Cuando Alemania le encajó siete a Brasil en las semifinales del Mundial 2014, el único país de Sudamérica que reía fue Argentina. Ese día, Luiz Felipe Scolari mandó a sus jugadores a moverse como si fueran los 70, pero Brasil no era más la tromba que había sido una generación atrás. La única salida que tenían era David Luiz, el central que salía a la media cancha a perder el balón para ver cómo caían, uno tras otro, los goles alemanes. A los demás, a los chiquitos, nos dolió. Fue triste ver a la canarinha quedarse afuera de su propio mundial, pero eso no era lo importante. Muller y Kroos nos atormentaron a todos: si eran capaces de hacerle eso a Brasil, ¿qué nos podrán hacer a nosotros? Algo cambió para siempre ese día. Un año después, las selecciones de la Conmebol han llegado con la lección aprendida a la Copa América de Chile: todos juegan concentrados. Tanto, que la mitad de los goles solo han sido posibles en breves lapsus: cuando se rompe ese trance en el que se sumergen los jugadores con la pelota. Seis de once llegaron cuando la defensa tuvo una caída garrafal, esas fallas que el tenis define bien: los errores no forzados.
En el debut, Ecuador se había metido en una lógica que parecía que iba a terminar en empate con el anfitrión. “Al no encontrar el gol, el equipo fue decreciendo y se puso un poco impreciso y no tuvo la recuperación post pérdida a través de la organización”, dijo el técnico de Chile, Jorge Sampaoli. Eso, hasta que una falta innecesaria de Miler Bolaños dentro del área le costó a Ecuador un resultado que apenas arañaba. La falla de Renato Ibarra para el segundo gol chileno levantó las sospechas: antes que ganar el mejor, pierde el que se equivoca. El sorprendente triunfo de Venezuela sobre Colombia es testigo. Salomón Rondón, el autor del único gol del partido, lo dijo claro: “no cometimos errores”. Colombia sí: ofuscada de no poder entrarle al arco de Alain Baroja, se entregó al pelotazo, a los pases largos que no iban a ninguna parte, porque el área estaba cerrada.

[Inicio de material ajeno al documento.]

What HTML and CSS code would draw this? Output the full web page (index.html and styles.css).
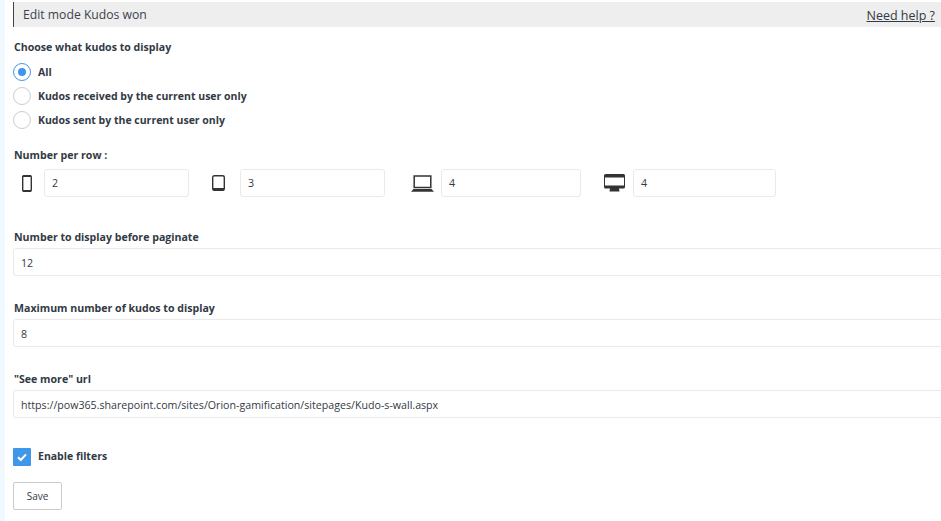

Argentina, la que no debía aprender lecciones de nadie –después de todo, ganarle a Alemania en 2014 tuvo cómo–, no fue capaz de fabricar ningún gol sin la complicidad de Miguel Samudio, el defensa paraguayo que, atacado por el miedo porque Messi lo perseguía, tiró el balón para atrás, donde el Kun Agüero interceptó casi como Emilio Butragueño a Dinamarca en 1986. El otro gol gaucho fue un penal que provocó también Samudio. Al final, el que sí se fabricó sus dos goles fue Paraguay. Después, eso sí, de equilibrar el partido… de concentrarse, y de hacer un segundo tiempo que valía por todo un partido.
Perú le convirtió primero a Brasil luego de una sucesión de errores infantiles. Mientras peleaba un balón dividido con Paolo Guerrero, David Luiz le puso un pase en el centro del área chica a su arquero, Jefferson, que quiso despejar con otro pase al centro del área. Entonces Christian Cueva se le adelantó al defensa brasileño y clavó un 1-0 que bien pudo ser un córner. Si no fuera por Neymar, que hizo un gol limpio de cabeza y que habilitó al final al desmarcado Douglas Costa, en Perú seguirían celebrando.
Una máxima del ajedrez pide pensar cada jugada como si el oponente fuera a hacer su mejor movimiento posible. Es jugar a que el otro se equivoque, y eso es lo que está pasando en Chile 2015. Hasta ahora, el promedio de gol por partido de la Copa no llega a dos, y algo más de la mitad de esos tantos solo fueron posibles gracias a jugadas totalmente evitables. El gol nace cuando la presión por hacerlo todo bien rompe con la ejecución perfecta, con el plan de los entrenadores que vinieron a disputar la Copa América.
¿Es esta una Copa América de errores más que virtudes?